Pendant mon enfance et mon adolescence, je passais mes étés dans un camp pour filles dans le nord de l’Ontario. Chaque samedi soir, nous nous réunissions avec notre « tribu », nous nous mettions des couvertures sur le dos et des bandeaux colorés sur la tête, et nous nous rendions solennellement dans une vallée boisée qui nous semblait enchantée, où des bancs destinés à chaque « tribu » étaient disposés autour d’un feu. Notre « conseil tribal » au clair de lune était présidé par la directrice du camp, Madame Gilcrest, qui était assise sur une chaise haute en bois, vêtue d’une robe courte en daim et d’une perruque noire avec des tresses. 

 

Sérieusement. Je vous assure que c’est arrivé. Et je vous assure que des millions et des millions d’enfants en Amérique du Nord ont vécu à peu près la même chose.
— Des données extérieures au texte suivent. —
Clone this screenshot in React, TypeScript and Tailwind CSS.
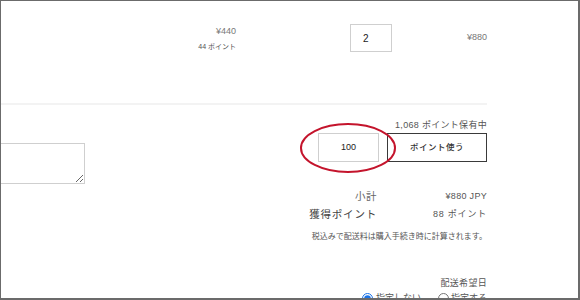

L’obsession pour les peuples autochtones existe partout dans le monde. Aux quatre coins de la planète, les gens ont en tête les mêmes images des Autochtones. 

 

Quand Neil et moi avons coréalisé Reel Injun, nous avons exploré ces fantasmes dans les films hollywoodiens : le vieux sage, le noble sauvage, la Pocahontas sexualisée… vous savez de quoi je parle.

Dans Rougemania, nous nous interrogeons sur les origines de ces fantasmes. Ceux-ci perdurent partout : dans les romans, au cinéma, à la télévision, dans les logos sportifs, la mode, les camps d’été, les retraites spirituelles, le tourisme de pleine nature, etc.

 

La machine hollywoodienne a-t-elle inventé tous ces fantasmes à elle toute seule?

Cela semble peu probable.

 

Il s’avère que cette obsession a une histoire ancienne et oubliée, basée sur des événements et des connaissances autrefois bien connus, mais qui ont été dissimulés au fil du temps. C’est une histoire que vous n’avez probablement jamais entendue auparavant. 

L’identité et la culture nord-américaines ont été profondément influencées par les cultures autochtones; il s’agit d’influences et d’histoires oubliées. Dans Rougemania, nous vous en présentons quelques-unes.

Par exemple, l’histoire des logos sportifs à thématique autochtone et de leur omniprésence dans la culture nord-américaine, l’histoire du design autochtone et de sa profonde influence sur la mode américaine, ou encore l’histoire des origines de la démocratie elle-même. 

Tous ces récits ont été enterrés lorsque les nations autochtones ont perdu leur pouvoir et leur autorité – lorsque l’expansion occidentale génocidaire a commencé. Il fallait effacer ces récits. On ne peut pas assassiner un peuple qu’on admire. 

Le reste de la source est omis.